Wu Han, the pianist, is the artistic adviser responsible for curating chamber music at Wolf Trap for the next two seasons — a signal change from last season’s curator, Lara St. John. Where St. John focused on diversity and folk music, Wu Han is concentrating on that hoariest of classical-music tropes, the city of Vienna. The program she has assembled offers much to delight lovers of the classical canon, performed by the cream of established chamber players: Haydn’s influence on Mozart, offered by the St. Lawrence String Quartet! A program of chamber music by Schubert! Another of Brahms and Dvorak! No question that these are all masterpieces, but these programs could have been planned in 1950.

Yet it was hard to listen to Wu Han enthuse about the upcoming season from the stage on Sunday and not share in her excitement. Throughout their careers, Finckel and Wu Han have represented exactly this: the gilt-edged calling card of the tradition-hallowed field, seemingly little touched by the mandate to diversify and reinvent but shot through with their palpable love of the music and their active desire to find more ways — festivals, recordings and teaching initiatives — of disseminating it. Rather than trying to change the face of the field, they are trying to make tradition more vivid and appealing (witness Wu Han’s colorful red robe, adorned with a sequined portrait of Frida Kahlo and tassels). They made a convincing case for their approach in the Beethoven sonatas, a beguiling pleasure from the first gentle, springy notes to the last wild fugue.

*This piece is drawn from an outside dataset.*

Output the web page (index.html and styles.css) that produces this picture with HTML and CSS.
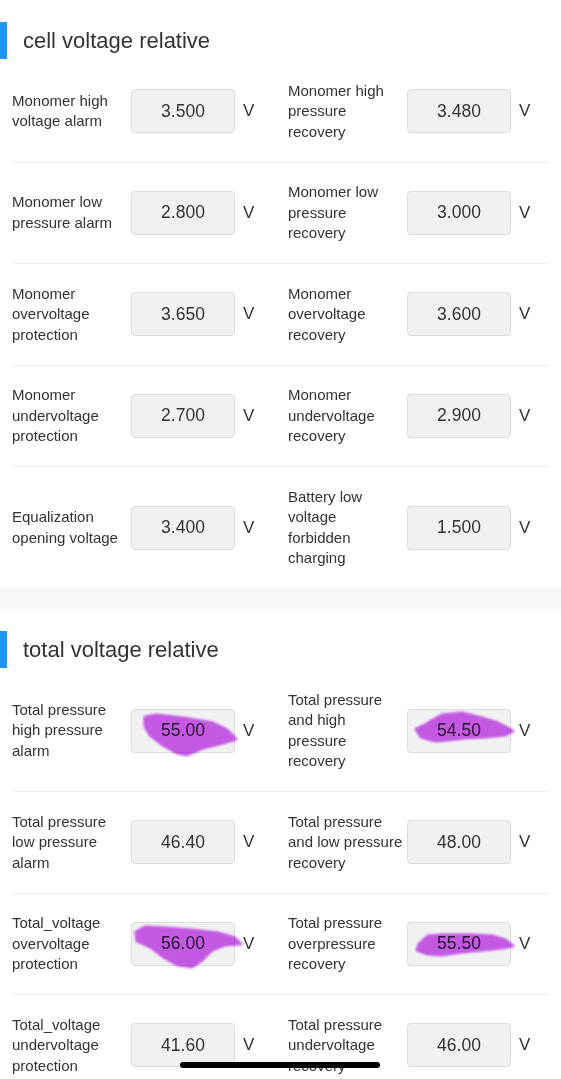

Finckel is an elder statesman of the field, having anchored the Emerson Quartet for more than three decades before deciding to break free and pursue a career with Wu Han that has turned out to be every bit as active and successful. (It is striking that their joint biography in the program is so filled with accomplishments that the Emerson Quartet doesn’t even get a mention.) Onstage, he remains an attentive and guiding presence, his face reflecting what’s happening in the music. Yet he’s not an emotive player. Rather, he offers didactic clarity in the way he distinguishes one phrase from another, switching on a dime from a passage of sweetness to digging into an allegro, gently articulating individual notes rather than succumbing to the lure of legato. Wu Han is more impetuous; yet together, the two present the kind of visceral familiarity and perfect synchronization born of years of shared music-making.

They also have preserved a key element of musical tradition that too often gets forgotten: joy. Time and again, one or the other of them would smile, at each other or at Beethoven, and I would realize that I was smiling along with them.

Chamber Music at the Barns continues on Jan. 11 with trios by Beethoven, Dohnanyi and Mozart.